PROBLEM DETAILS: Answer with nothing but a number: how many lines include the word "index"?

INPUT RECORDS:
--- --- ---

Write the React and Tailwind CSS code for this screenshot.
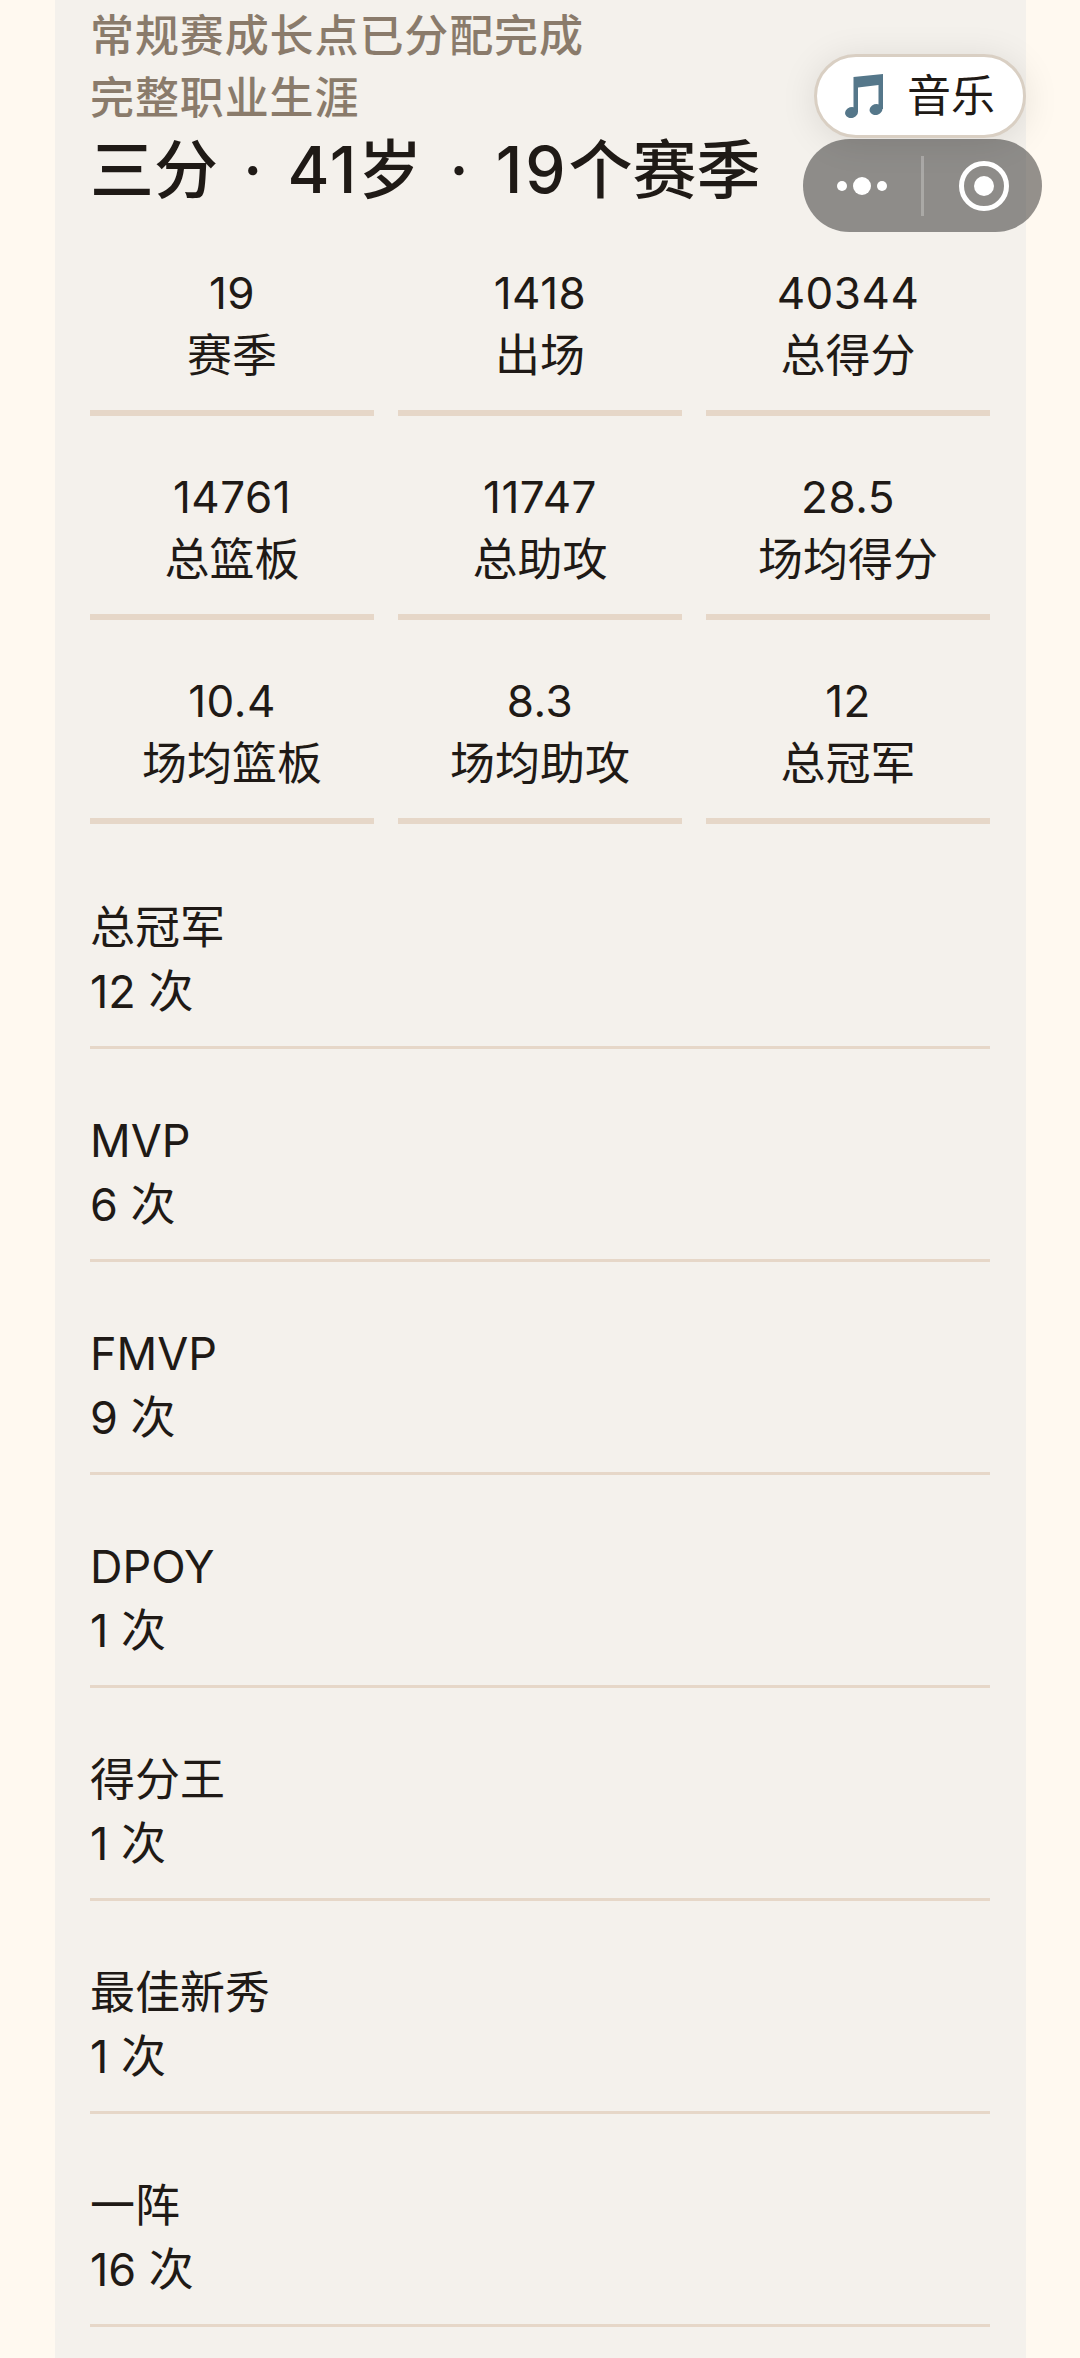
const stats = [
  { value: '19', label: '赛季' },
  { value: '1418', label: '出场' },
  { value: '40344', label: '总得分' },
  { value: '14761', label: '总篮板' },
  { value: '11747', label: '总助攻' },
  { value: '28.5', label: '场均得分' },
  { value: '10.4', label: '场均篮板' },
  { value: '8.3', label: '场均助攻' },
  { value: '12', label: '总冠军' },
];

const honors = [
  { name: '总冠军', count: '12 次' },
  { name: 'MVP', count: '6 次' },
  { name: 'FMVP', count: '9 次' },
  { name: 'DPOY', count: '1 次' },
  { name: '得分王', count: '1 次' },
  { name: '最佳新秀', count: '1 次' },
  { name: '一阵', count: '16 次' },
];

const NoteIcon = () => (
  <svg width="38" height="45" viewBox="0 0 38 45" fill="#55778a">
    <path d="M8.5 3 L38 0 V35 H33.5 V11 L13 13.5 V38 H8.5 Z" />
    <ellipse cx="6.5" cy="38.5" rx="6.5" ry="5.5" transform="rotate(-18 6.5 38.5)" />
    <ellipse cx="31" cy="35.5" rx="6.5" ry="5.5" transform="rotate(-18 31 35.5)" />
  </svg>
);

const App = () => {
  return (
    <div className="relative h-[2358px] w-[1080px] overflow-hidden bg-[#fff9f0] font-['Inter','Noto_Sans_CJK_SC',sans-serif] text-[#1f1a16]">
      <div className="ml-[55px] h-full w-[971px] bg-[#f4f1ec] pt-[5px] pr-[36px] pl-[35px]">
        <div className="text-[44px] leading-[62px] font-medium tracking-[0.9px] text-[#8a7b6b]">常规赛成长点已分配完成</div>
        <div className="text-[44px] leading-[62px] font-medium tracking-[0.9px] text-[#8a7b6b]">完整职业生涯</div>
        <div className="mt-[1px] text-[64px] leading-[80px] font-medium">
          三分<span className="mx-[25px]">·</span>
          <span className="tracking-[2px]">41</span>岁<span className="mx-[27px]">·</span>
          <span className="tracking-[3px]">19</span>个赛季
        </div>

        <div className="mt-[52px] grid grid-cols-3 gap-x-6 gap-y-[50px]">
          {stats.map((stat) => (
            <div key={stat.label} className="border-b-[6px] border-[#e6d7c8] pb-[23px] text-center leading-[62px]">
              <div className="text-[44px] tracking-[0.5px]">{stat.value}</div>
              <div className="mt-[1px] text-[45px]">{stat.label}</div>
            </div>
          ))}
        </div>

        <div className="mt-[12px]">
          {honors.map((honor) => (
            <div key={honor.name} className="border-b-[3px] border-[#e6d7c8] pt-[60px] pb-[22px] text-[45px] leading-[64px]">
              <div>{honor.name}</div>
              <div>{honor.count}</div>
            </div>
          ))}
        </div>
      </div>

      <div className="absolute top-[54px] left-[814px] flex h-[84px] w-[212px] items-center justify-center gap-[24px] rounded-full border-[3px] border-[#d9cfc3] bg-white shadow-[0_4px_36px_rgba(0,0,0,0.1)]">
        <NoteIcon />
        <span className="text-[44px] leading-none">音乐</span>
      </div>

      <div className="absolute top-[139px] left-[803px] flex h-[93px] w-[239px] items-center rounded-full bg-black/[0.42]">
        <div className="flex w-[118px] items-center justify-center gap-[6px]">
          <span className="h-[10px] w-[10px] rounded-full bg-white" />
          <span className="h-[18px] w-[18px] rounded-full bg-white" />
          <span className="h-[10px] w-[10px] rounded-full bg-white" />
        </div>
        <div className="h-[60px] w-[3px] bg-white/25" />
        <div className="flex flex-1 items-center justify-center pl-[2px]">
          <div className="flex h-[50px] w-[50px] items-center justify-center rounded-full border-[5px] border-white">
            <span className="h-[20px] w-[20px] rounded-full bg-white" />
          </div>
        </div>
      </div>
    </div>
  );
};

export default App;
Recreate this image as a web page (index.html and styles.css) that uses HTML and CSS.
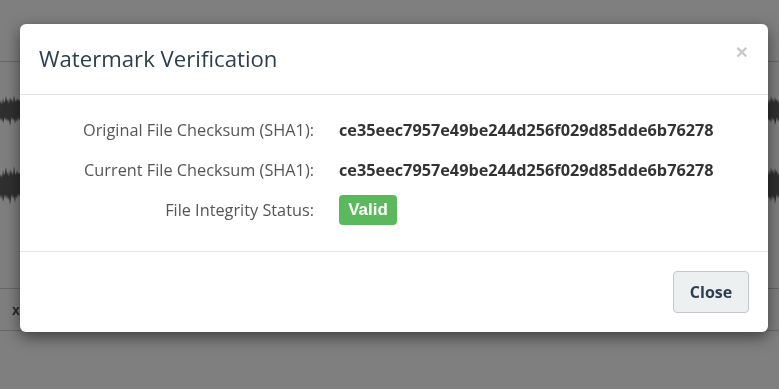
FILE: index.html
```html
<!DOCTYPE html>
<html>
<head>
<meta charset="utf-8">
<link rel="stylesheet" href="styles.css">
</head>
<body>
<div class="app">
  <div class="toolbar"></div>
  <div class="wave-area">
    <svg class="wave" width="779" height="226" viewBox="0 62 779 226">
      <path d="M0,104 L1,100 L2,105 L3,98 L4,103 L5,101 L6,96 L7,102 L8,99 L9,104 L10,97 L11,101 L12,99 L13,103 L14,95 L15,100 L16,102 L17,98 L18,101 L19,99 L20,102 L20,118 L19,121 L18,117 L17,122 L16,119 L15,124 L14,118 L13,121 L12,117 L11,120 L10,126 L9,119 L8,122 L7,118 L6,121 L5,117 L4,120 L3,123 L2,118 L1,121 L0,117 Z"/>
      <path d="M0,177 L1,174 L2,178 L3,170 L4,176 L5,172 L6,167 L7,175 L8,171 L9,177 L10,169 L11,174 L12,171 L13,176 L14,166 L15,173 L16,175 L17,170 L18,174 L19,172 L20,175 L20,194 L19,197 L18,193 L17,199 L16,195 L15,203 L14,196 L13,199 L12,194 L11,198 L10,205 L9,197 L8,200 L7,195 L6,199 L5,194 L4,198 L3,202 L2,195 L1,199 L0,194 Z"/>
      <path d="M768,104 L769,99 L770,103 L771,96 L772,101 L773,98 L774,103 L775,97 L776,101 L777,99 L778,103 L779,100 L779,119 L778,122 L777,117 L776,121 L775,125 L774,118 L773,121 L772,117 L771,123 L770,119 L769,121 L768,118 Z"/>
      <path d="M768,176 L769,170 L770,175 L771,167 L772,173 L773,169 L774,175 L775,168 L776,173 L777,170 L778,176 L779,172 L779,195 L778,199 L777,194 L776,198 L775,204 L774,196 L773,200 L772,195 L771,202 L770,197 L769,199 L768,195 Z"/>
    </svg>
  </div>
  <div class="track-row"><span class="track-x">x</span></div>
</div>

<div class="modal">
  <div class="modal-header">
    <h4 class="modal-title">Watermark Verification</h4>
    <span class="close">×</span>
  </div>
  <div class="modal-body">
    <div class="info-grid">
      <div class="label">Original File Checksum (SHA1):</div>
      <div class="value">ce35eec7957e49be244d256f029d85dde6b76278</div>
      <div class="label">Current File Checksum (SHA1):</div>
      <div class="value">ce35eec7957e49be244d256f029d85dde6b76278</div>
      <div class="label">File Integrity Status:</div>
      <div class="value"><span class="badge">Valid</span></div>
    </div>
  </div>
  <div class="modal-footer">
    <button class="btn">Close</button>
  </div>
</div>
</body>
</html>
```

FILE: styles.css
```css
html, body {
  margin: 0;
  padding: 0;
}
body {
  background: #7f7f7f;
  width: 779px;
  height: 389px;
  overflow: hidden;
  font-family: "Open Sans", "Liberation Sans", sans-serif;
}
.app {
  display: flex;
  flex-direction: column;
}
.toolbar {
  height: 61px;
  border-bottom: 1px solid #676767;
}
.wave-area {
  height: 226px;
  border-bottom: 1px solid #676767;
}
.wave {
  display: block;
}
.wave path {
  fill: #2f2f2f;
}
.track-row {
  height: 41px;
  border-bottom: 1px solid #676767;
  display: flex;
  align-items: center;
  padding-left: 12px;
}
.track-x {
  font-family: "Liberation Sans", sans-serif;
  font-weight: bold;
  font-size: 14px;
  color: #1d2a36;
}

.modal {
  position: fixed;
  left: 20px;
  top: 24px;
  width: 748px;
  background: #fff;
  border-radius: 6px;
  box-shadow: 0 5px 15px rgba(0, 0, 0, 0.5);
  display: flex;
  flex-direction: column;
}
.modal-header {
  display: flex;
  justify-content: space-between;
  align-items: flex-start;
  padding: 19px 20px 20px 19px;
  border-bottom: 1px solid #e5e5e5;
}
.modal-title {
  margin: 0;
  font-size: 22.2px;
  font-weight: normal;
  line-height: 31px;
  color: #2c3e50;
}
.close {
  font-family: "Liberation Sans", sans-serif;
  font-weight: bold;
  font-size: 21px;
  line-height: 21px;
  color: #c9c9c9;
  margin-top: -2px;
}
.modal-body {
  padding: 15px 20px 21px;
}
.info-grid {
  display: grid;
  grid-template-columns: 274px 1fr;
  column-gap: 25px;
  grid-auto-rows: 40px;
  align-items: center;
}
.label {
  text-align: right;
  font-size: 16.3px;
  color: #555;
}
.value {
  font-size: 16.25px;
  font-weight: bold;
  color: #333;
}
.badge {
  display: inline-flex;
  align-items: center;
  justify-content: center;
  width: 58px;
  height: 30px;
  border-radius: 4px;
  background: #5cb85c;
  color: #fff;
  font-family: "Liberation Sans", sans-serif;
  font-weight: bold;
  font-size: 17px;
}
.modal-footer {
  display: flex;
  justify-content: flex-end;
  padding: 19px 19px 19px;
  border-top: 1px solid #e5e5e5;
}
.btn {
  width: 76px;
  height: 42px;
  background: #ecf0f1;
  border: 1px solid #c4c8cb;
  border-radius: 4px;
  font-family: "Open Sans", sans-serif;
  font-weight: bold;
  font-size: 16px;
  color: #2c3e50;
  padding: 0;
}
```
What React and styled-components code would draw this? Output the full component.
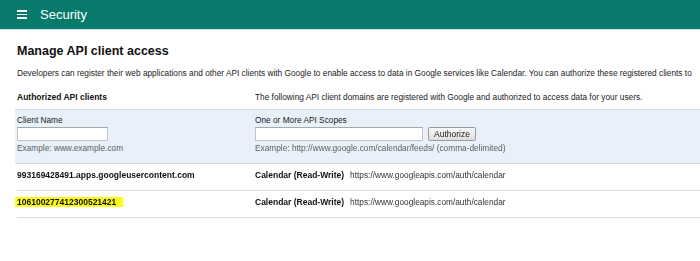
import React from 'react';
import styled, { createGlobalStyle } from 'styled-components';

const GlobalStyle = createGlobalStyle`
  body {
    margin: 0;
    background: #fff;
    font-family: "Liberation Sans", Arial, sans-serif;
    color: #222;
    overflow: hidden;
  }
`;

const TopBar = styled.div`
  height: 29px;
  background: #077a6b;
  border-bottom: 1px solid #cfe2de;
  display: flex;
  align-items: center;
  padding-left: 17px;
  gap: 13px;
  color: #fff;
`;

const Burger = styled.div`
  width: 10px;
  display: flex;
  flex-direction: column;
  gap: 2px;
  span {
    display: block;
    height: 1.4px;
    background: #fff;
  }
`;

const BarTitle = styled.div`
  font-size: 13px;
  line-height: 15px;
`;

const Content = styled.div`
  padding: 14px 0 0 17px;
`;

const Title = styled.h1`
  margin: 0;
  font-size: 12.5px;
  line-height: 15px;
  font-weight: bold;
  color: #111;
`;

const Desc = styled.p`
  margin: 8.5px 0 0;
  font-size: 8.3px;
  line-height: 10px;
  white-space: nowrap;
`;

const Row = styled.div`
  display: grid;
  grid-template-columns: 238px 1fr;
  font-size: 8.3px;
  line-height: 10px;
  padding: ${({ $pad }) => $pad || '6px 0 10px'};
  border-bottom: ${({ $line }) => ($line ? '1px solid #dcdcdc' : 'none')};
`;

const Band = styled.div`
  display: grid;
  grid-template-columns: 238px 1fr;
  margin-left: -2px;
  padding: 5px 0 10px 2px;
  background: #e8f0fa;
  border-top: 1px solid #d3dbe4;
  border-bottom: 1px solid #d3dbe4;
  font-size: 8.3px;
  line-height: 10px;
`;

const Field = styled.div`
  display: flex;
  flex-direction: column;
  align-items: flex-start;
  gap: 2px;
`;

const Input = styled.input`
  box-sizing: border-box;
  width: ${({ $w }) => $w}px;
  height: 14px;
  margin: 0;
  padding: 0 2px;
  border: 1px solid #c4c4c4;
  border-top-color: #a8a8a8;
  background: #fff;
  font: inherit;
  outline: none;
`;

const InputLine = styled.div`
  display: flex;
  align-items: center;
  gap: 5px;
`;

const Button = styled.button`
  box-sizing: border-box;
  width: 48px;
  height: 14px;
  padding: 0;
  border: 1px solid #9a9a9a;
  border-radius: 2px;
  background: linear-gradient(#fafafa, #dedede);
  font-family: inherit;
  font-size: 8.5px;
  color: #222;
`;

const Hint = styled.span`
  color: #5f5f5f;
`;

const Strong = styled.span`
  font-weight: bold;
  font-size: 8.5px;
  color: #111;
`;

const Marked = styled(Strong)`
  background: #fbfb1e;
  margin-left: -2px;
  padding: 0 7px 0 2px;
`;

const Url = styled.span`
  margin-left: 6px;
  color: #333;
`;

const clients = [
  { name: '993169428491.apps.googleusercontent.com' },
  { name: '106100277412300521421', marked: true },
];

export default function App() {
  return (
    <>
      <GlobalStyle />
      <TopBar>
        <Burger>
          <span />
          <span />
          <span />
        </Burger>
        <BarTitle>Security</BarTitle>
      </TopBar>
      <Content>
        <Title>Manage API client access</Title>
        <Desc>
          Developers can register their web applications and other API clients with Google to enable access to data in Google services like Calendar. You can authorize these registered clients to
        </Desc>
        <Row $pad="14.5px 0 7px">
          <Strong>Authorized API clients</Strong>
          <span>The following API client domains are registered with Google and authorized to access data for your users.</span>
        </Row>
        <Band>
          <Field>
            <span>Client Name</span>
            <Input $w={91} />
            <Hint>Example: www.example.com</Hint>
          </Field>
          <Field>
            <span>One or More API Scopes</span>
            <InputLine>
              <Input $w={168} autoFocus />
              <Button>Authorize</Button>
            </InputLine>
            <Hint>Example: http://www.google.com/calendar/feeds/ (comma-delimited)</Hint>
          </Field>
        </Band>
        {clients.map((c) => (
          <Row key={c.name} $line>
            <div>{c.marked ? <Marked>{c.name}</Marked> : <Strong>{c.name}</Strong>}</div>
            <div>
              <Strong>Calendar (Read-Write)</Strong>
              <Url>https://www.googleapis.com/auth/calendar</Url>
            </div>
          </Row>
        ))}
      </Content>
    </>
  );
}
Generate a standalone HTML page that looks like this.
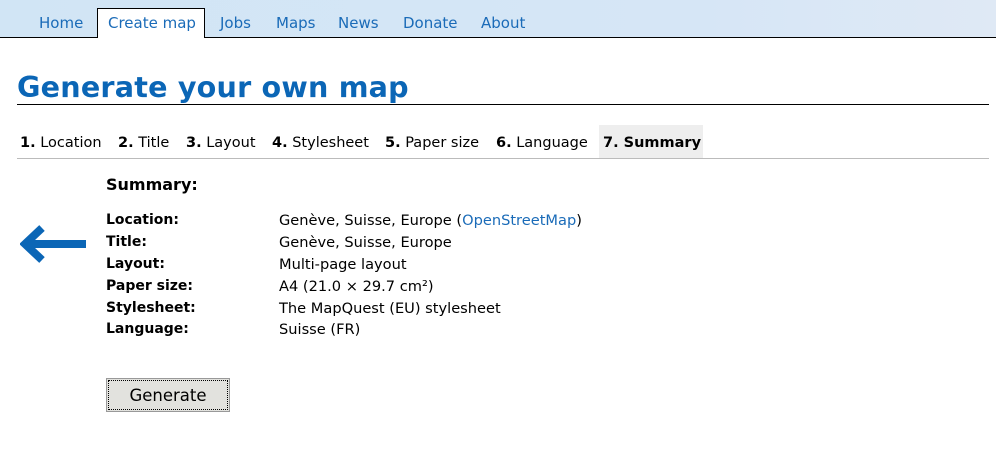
<!DOCTYPE html>
<html><head><meta charset="utf-8"><style>
body{margin:0;width:996px;height:452px;background:#fff;font-family:"DejaVu Sans","Liberation Sans",sans-serif;position:relative;overflow:hidden}
.hdr{position:absolute;left:0;top:0;width:996px;height:37px;background:linear-gradient(90deg,#d1e5f5,#d6e6f6 70%,#dfe9f5);border-bottom:1px solid #000}
.nav a{position:absolute;top:14px;font-size:15px;color:#1a6bb8;text-decoration:none}
.tab{position:absolute;left:97px;top:8px;width:108px;height:30px;background:#fff;border:1px solid #000;border-bottom:none;box-sizing:border-box}
h1{position:absolute;left:17px;top:70px;margin:0;font-size:28.6px;font-weight:bold;color:#0b66b6;letter-spacing:0.2px}
.ul{position:absolute;left:17px;top:104px;width:972px;height:1px;background:#000}
.steps{position:absolute;left:17px;top:125px;height:32px;font-size:14.5px;color:#000}
.steps span{position:absolute;top:10px;white-space:nowrap}
.sel{position:absolute;left:582px;top:0;width:104px;height:33px;background:#eee}
.sl{position:absolute;left:17px;top:158px;width:972px;height:1px;background:#bbb}
.t{position:absolute;font-size:14.6px;white-space:nowrap;color:#000}
.b{font-weight:bold;font-size:14px}
a.l{color:#1a6bb8;text-decoration:none}
.btn{position:absolute;left:106px;top:378px;width:124px;height:34px;box-sizing:border-box;background:#e2e2de;border:1px solid #999;outline:1px dotted #000;outline-offset:-3px;font-size:16.5px;text-align:center;line-height:34px}
</style></head><body>
<div class="hdr"></div>
<div class="tab"></div>
<div class="nav">
<a style="left:39px">Home</a><a style="left:108px">Create map</a><a style="left:220px">Jobs</a><a style="left:276px">Maps</a><a style="left:338px">News</a><a style="left:403px">Donate</a><a style="left:481px">About</a>
</div>
<h1>Generate your own map</h1>
<div class="ul"></div>
<div class="steps"><div class="sel"></div>
<span style="left:3px"><b>1.</b> Location</span>
<span style="left:101px"><b>2.</b> Title</span>
<span style="left:169px"><b>3.</b> Layout</span>
<span style="left:255px"><b>4.</b> Stylesheet</span>
<span style="left:368px"><b>5.</b> Paper size</span>
<span style="left:479px"><b>6.</b> Language</span>
<span style="left:586px"><b>7. Summary</b></span>
</div>
<div class="sl"></div>
<div class="t b" style="left:106px;top:175px;font-size:16px">Summary:</div>
<svg style="position:absolute;left:20px;top:223px" width="68" height="42"><path d="M66 21H8M22 5L5 21L22 37" fill="none" stroke="#0b66b6" stroke-width="8" stroke-linejoin="miter"/></svg>
<div class="t b" style="left:106px;top:212px">Location:</div><div class="t" style="left:279px;top:212px">Genève, Suisse, Europe (<a class="l">OpenStreetMap</a>)</div>
<div class="t b" style="left:106px;top:234px">Title:</div><div class="t" style="left:279px;top:234px">Genève, Suisse, Europe</div>
<div class="t b" style="left:106px;top:256px">Layout:</div><div class="t" style="left:279px;top:256px">Multi-page layout</div>
<div class="t b" style="left:106px;top:278px">Paper size:</div><div class="t" style="left:279px;top:278px">A4 (21.0 × 29.7 cm²)</div>
<div class="t b" style="left:106px;top:300px">Stylesheet:</div><div class="t" style="left:279px;top:300px">The MapQuest (EU) stylesheet</div>
<div class="t b" style="left:106px;top:321px">Language:</div><div class="t" style="left:279px;top:321px">Suisse (FR)</div>
<div class="btn">Generate</div>
</body></html>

--- --- ---

OUTPUT BELOW: 2